The exceptions above show that all the errors come from lines 47, 55 or 59 of that class:

JanusGraphManagement mgmt = graph.openManagement();
if (mgmt.getGraphIndex(triple.getRightObjectProperty()) == null) {
    [47] final PropertyKey hotelKey = mgmt.makePropertyKey(triple.getRightObjectProperty()).dataType(String.class).make();
    mgmt.buildIndex(triple.getRightObjectProperty(), Vertex.class).addKey(hotelKey).unique().buildCompositeIndex();
}

if (mgmt.getEdgeLabel(triple.getRelationship()) == null) {
    mgmt.makeEdgeLabel(triple.getRelationship()).multiplicity(Multiplicity.MANY2ONE).make();
}

[55] if (mgmt.getGraphIndex(triple.getLeftObjectProperty()) == null) {
    final PropertyKey brandTypeKey = mgmt.makePropertyKey(triple.getLeftObjectProperty()).dataType(String.class).make();
    mgmt.buildIndex(triple.getLeftObjectProperty(), Vertex.class).addKey(brandTypeKey).unique().buildCompositeIndex();
}
[59] mgmt.commit();

Can anyone help identify what I'm doing wrong in this class? Whatever I'm doing is locking up tables and creating schema problems.


Solution

  • First, your original run() method is executed for each line in the text file. If the first thing you do is roll back, the vertices and edges you created in the previous iteration get blown away.

    Second, on the next line you tried to setup the schema for each and every line, even though you only need to set the schema once for the graph right after you instantiate it. This was the source of your Schema exceptions, as index names must be unique (and do not necessarily need to be named after the properties they are indexing).
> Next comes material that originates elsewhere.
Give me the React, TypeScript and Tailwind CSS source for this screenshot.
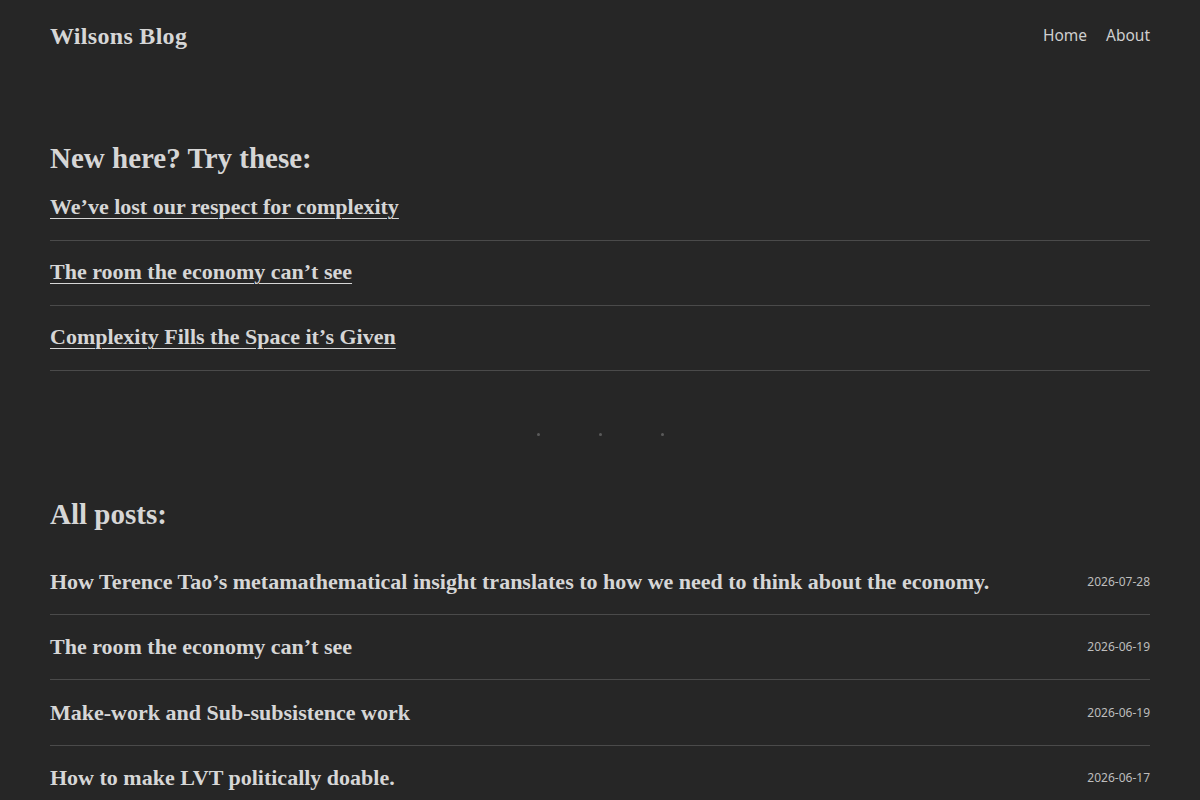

    Third, on lines 78 and 83, you assumed you were creating the vertices anew for every line of the text file you processed. The uniqueness constraint applies there just as much as it did on lines 107 and 114, where you respected the uniqueness constraint while processing the relationships.

    Finally, for a graph with order ~100 vertices and ~100 edges, it is a bit over the top to setup batching and an executor. I submitted a PR that fixes all of these issues and proposes two different ways to approach the data load at hand.